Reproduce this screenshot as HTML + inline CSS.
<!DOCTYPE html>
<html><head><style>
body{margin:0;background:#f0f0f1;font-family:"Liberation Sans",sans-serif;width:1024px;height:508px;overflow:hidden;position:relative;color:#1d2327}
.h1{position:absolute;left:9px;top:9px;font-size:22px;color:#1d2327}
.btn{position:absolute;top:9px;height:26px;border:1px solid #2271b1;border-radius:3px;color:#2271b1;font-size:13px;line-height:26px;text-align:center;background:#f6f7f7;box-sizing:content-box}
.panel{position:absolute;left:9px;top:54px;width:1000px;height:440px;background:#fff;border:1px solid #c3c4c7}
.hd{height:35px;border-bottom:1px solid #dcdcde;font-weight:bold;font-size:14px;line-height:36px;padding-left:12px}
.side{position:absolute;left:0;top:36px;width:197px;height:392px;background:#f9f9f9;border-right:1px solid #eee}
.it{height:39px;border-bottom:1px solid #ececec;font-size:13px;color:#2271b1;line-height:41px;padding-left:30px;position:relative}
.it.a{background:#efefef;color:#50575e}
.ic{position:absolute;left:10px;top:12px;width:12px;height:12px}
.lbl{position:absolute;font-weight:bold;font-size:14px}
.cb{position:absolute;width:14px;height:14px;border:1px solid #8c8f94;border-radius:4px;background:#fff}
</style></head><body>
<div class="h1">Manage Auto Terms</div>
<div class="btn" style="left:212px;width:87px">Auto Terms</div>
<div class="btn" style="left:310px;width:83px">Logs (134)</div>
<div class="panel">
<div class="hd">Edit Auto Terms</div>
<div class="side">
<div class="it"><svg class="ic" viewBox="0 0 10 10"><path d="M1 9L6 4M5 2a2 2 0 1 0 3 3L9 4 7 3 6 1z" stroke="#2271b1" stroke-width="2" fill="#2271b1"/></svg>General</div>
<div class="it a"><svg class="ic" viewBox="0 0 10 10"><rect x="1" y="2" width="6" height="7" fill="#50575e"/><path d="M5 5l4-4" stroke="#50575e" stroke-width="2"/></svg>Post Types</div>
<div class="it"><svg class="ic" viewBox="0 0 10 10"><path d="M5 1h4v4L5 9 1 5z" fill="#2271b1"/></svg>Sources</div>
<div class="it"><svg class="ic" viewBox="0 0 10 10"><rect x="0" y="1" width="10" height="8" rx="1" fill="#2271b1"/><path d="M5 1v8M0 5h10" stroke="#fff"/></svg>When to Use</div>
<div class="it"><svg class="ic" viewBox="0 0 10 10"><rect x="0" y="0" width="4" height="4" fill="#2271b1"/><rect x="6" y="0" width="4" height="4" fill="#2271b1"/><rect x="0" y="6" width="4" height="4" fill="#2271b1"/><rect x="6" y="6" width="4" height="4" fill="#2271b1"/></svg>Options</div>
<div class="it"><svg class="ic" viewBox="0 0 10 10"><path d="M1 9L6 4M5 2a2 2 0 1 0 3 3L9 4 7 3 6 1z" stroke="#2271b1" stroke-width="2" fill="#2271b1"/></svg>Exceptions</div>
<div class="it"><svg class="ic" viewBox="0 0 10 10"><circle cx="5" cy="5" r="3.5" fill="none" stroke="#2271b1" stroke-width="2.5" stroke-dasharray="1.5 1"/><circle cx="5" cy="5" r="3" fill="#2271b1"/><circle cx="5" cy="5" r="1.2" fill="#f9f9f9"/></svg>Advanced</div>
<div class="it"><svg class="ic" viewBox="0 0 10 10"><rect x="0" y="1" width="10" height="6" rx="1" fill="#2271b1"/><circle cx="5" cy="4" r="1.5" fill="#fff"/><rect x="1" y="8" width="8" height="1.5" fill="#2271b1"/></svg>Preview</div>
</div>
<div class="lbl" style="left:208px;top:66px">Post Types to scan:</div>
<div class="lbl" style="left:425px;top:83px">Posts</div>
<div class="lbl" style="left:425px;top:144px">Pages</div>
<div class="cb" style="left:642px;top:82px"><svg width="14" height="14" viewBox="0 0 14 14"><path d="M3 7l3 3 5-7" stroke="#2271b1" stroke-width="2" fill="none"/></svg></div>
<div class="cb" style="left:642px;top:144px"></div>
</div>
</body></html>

• _WRITTEN INSTRUCTION_:
Give the listing above again, word for word.

• _SOLUTION TO THIS TASK_:
Reproduce this screenshot as HTML + inline CSS.
<!DOCTYPE html>
<html><head><style>
body{margin:0;background:#f0f0f1;font-family:"Liberation Sans",sans-serif;width:1024px;height:508px;overflow:hidden;position:relative;color:#1d2327}
.h1{position:absolute;left:9px;top:9px;font-size:22px;color:#1d2327}
.btn{position:absolute;top:9px;height:26px;border:1px solid #2271b1;border-radius:3px;color:#2271b1;font-size:13px;line-height:26px;text-align:center;background:#f6f7f7;box-sizing:content-box}
.panel{position:absolute;left:9px;top:54px;width:1000px;height:440px;background:#fff;border:1px solid #c3c4c7}
.hd{height:35px;border-bottom:1px solid #dcdcde;font-weight:bold;font-size:14px;line-height:36px;padding-left:12px}
.side{position:absolute;left:0;top:36px;width:197px;height:392px;background:#f9f9f9;border-right:1px solid #eee}
.it{height:39px;border-bottom:1px solid #ececec;font-size:13px;color:#2271b1;line-height:41px;padding-left:30px;position:relative}
.it.a{background:#efefef;color:#50575e}
.ic{position:absolute;left:10px;top:12px;width:12px;height:12px}
.lbl{position:absolute;font-weight:bold;font-size:14px}
.cb{position:absolute;width:14px;height:14px;border:1px solid #8c8f94;border-radius:4px;background:#fff}
</style></head><body>
<div class="h1">Manage Auto Terms</div>
<div class="btn" style="left:212px;width:87px">Auto Terms</div>
<div class="btn" style="left:310px;width:83px">Logs (134)</div>
<div class="panel">
<div class="hd">Edit Auto Terms</div>
<div class="side">
<div class="it"><svg class="ic" viewBox="0 0 10 10"><path d="M1 9L6 4M5 2a2 2 0 1 0 3 3L9 4 7 3 6 1z" stroke="#2271b1" stroke-width="2" fill="#2271b1"/></svg>General</div>
<div class="it a"><svg class="ic" viewBox="0 0 10 10"><rect x="1" y="2" width="6" height="7" fill="#50575e"/><path d="M5 5l4-4" stroke="#50575e" stroke-width="2"/></svg>Post Types</div>
<div class="it"><svg class="ic" viewBox="0 0 10 10"><path d="M5 1h4v4L5 9 1 5z" fill="#2271b1"/></svg>Sources</div>
<div class="it"><svg class="ic" viewBox="0 0 10 10"><rect x="0" y="1" width="10" height="8" rx="1" fill="#2271b1"/><path d="M5 1v8M0 5h10" stroke="#fff"/></svg>When to Use</div>
<div class="it"><svg class="ic" viewBox="0 0 10 10"><rect x="0" y="0" width="4" height="4" fill="#2271b1"/><rect x="6" y="0" width="4" height="4" fill="#2271b1"/><rect x="0" y="6" width="4" height="4" fill="#2271b1"/><rect x="6" y="6" width="4" height="4" fill="#2271b1"/></svg>Options</div>
<div class="it"><svg class="ic" viewBox="0 0 10 10"><path d="M1 9L6 4M5 2a2 2 0 1 0 3 3L9 4 7 3 6 1z" stroke="#2271b1" stroke-width="2" fill="#2271b1"/></svg>Exceptions</div>
<div class="it"><svg class="ic" viewBox="0 0 10 10"><circle cx="5" cy="5" r="3.5" fill="none" stroke="#2271b1" stroke-width="2.5" stroke-dasharray="1.5 1"/><circle cx="5" cy="5" r="3" fill="#2271b1"/><circle cx="5" cy="5" r="1.2" fill="#f9f9f9"/></svg>Advanced</div>
<div class="it"><svg class="ic" viewBox="0 0 10 10"><rect x="0" y="1" width="10" height="6" rx="1" fill="#2271b1"/><circle cx="5" cy="4" r="1.5" fill="#fff"/><rect x="1" y="8" width="8" height="1.5" fill="#2271b1"/></svg>Preview</div>
</div>
<div class="lbl" style="left:208px;top:66px">Post Types to scan:</div>
<div class="lbl" style="left:425px;top:83px">Posts</div>
<div class="lbl" style="left:425px;top:144px">Pages</div>
<div class="cb" style="left:642px;top:82px"><svg width="14" height="14" viewBox="0 0 14 14"><path d="M3 7l3 3 5-7" stroke="#2271b1" stroke-width="2" fill="none"/></svg></div>
<div class="cb" style="left:642px;top:144px"></div>
</div>
</body></html>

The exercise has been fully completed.